PostPosted:Mon Mar 02, 2015 9:40 am
by fsouren
When does OpenKM convert a PDF to a image file?
Because when i upload a PDF file, the tesseract process is started right away, i can't see the he's running convert first.

Re: OCR function, PNG works except for PDF files

PostPosted:Wed Mar 04, 2015 7:57 am
by fsouren
Anyone with a suggestion where to look?

Re: OCR function, PNG works except for PDF files

PostPosted:Thu Mar 12, 2015 7:52 am
by jllort
Internally us we're not doing this optimization "convert -density 300 -quality 100" we're extracting the image into with his own resolution. In your case probably you'll like to take more control of the process based on some automation task and do the indexing process. Is not much complicated doing it, but is quite complex explain all the steps you should consider.

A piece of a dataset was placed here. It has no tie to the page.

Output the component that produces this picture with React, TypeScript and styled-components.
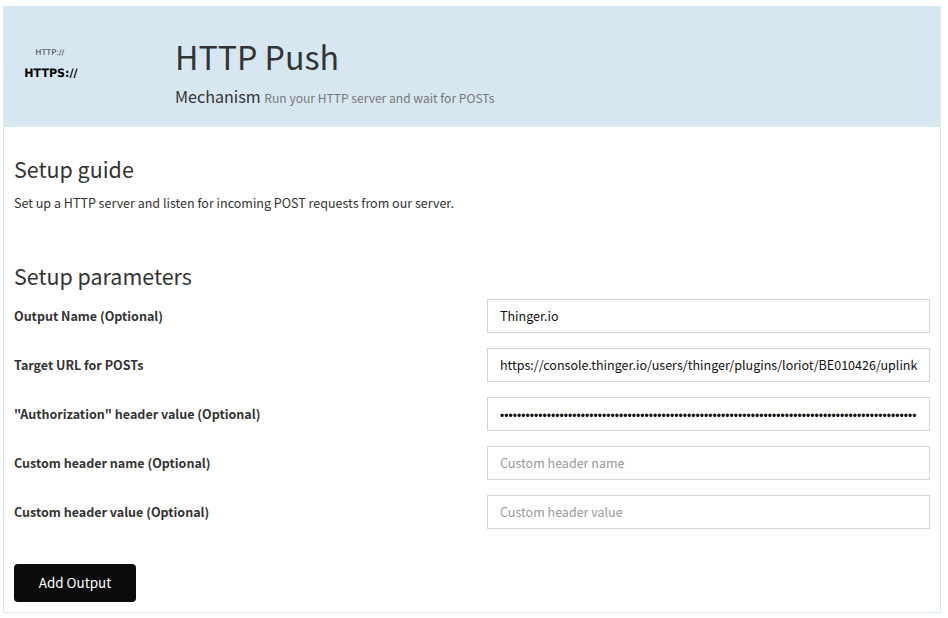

Download the dev environment here http://sourceforge.net/projects/openkmportabledev/

First you should upload this files on a separate folder to be processed, and after finished, move to other ( this should be an easy solution ).
/okm:root/special/controled extraction to /okm:root/special/finished

Create and automation task and into move from controled to finished ( this the easies ).
Now the more complex control the text extraction -> convert the pdf document to png, take this code as example how doing it
Code: Select all
File tmpJpeg = FileUtils.createTempFileFromMime(doc.getMimeType());
InputStream is = OKMDocument.getInstance().getContent(null, doc.getUuid(), true);
FileOutputStream fos = new FileOutputStream(tmpJpeg);
IOUtils.copy(is, fos);

// Fichero pbm
File tmpPbm = File.createTempFile("okm", ".pbm");
ImageUtils.imageMagickConvert(tmpJpeg.getPath(), tmpPbm.getPath(), "${fileIn} ${fileOut}");
is.close();
Then you need to extract text ( tesseract ) and store into openkm, etc... if you're interested in this option, when you arrive here, tell me and I will continue explained how doing it.

Other way for doing it is create your own textextractor for pdf, take a look at PdfTextExtractor.java class and modify as your needs ( debug it, and problably you would like to do some changes on extracted image with the code I propesed before ).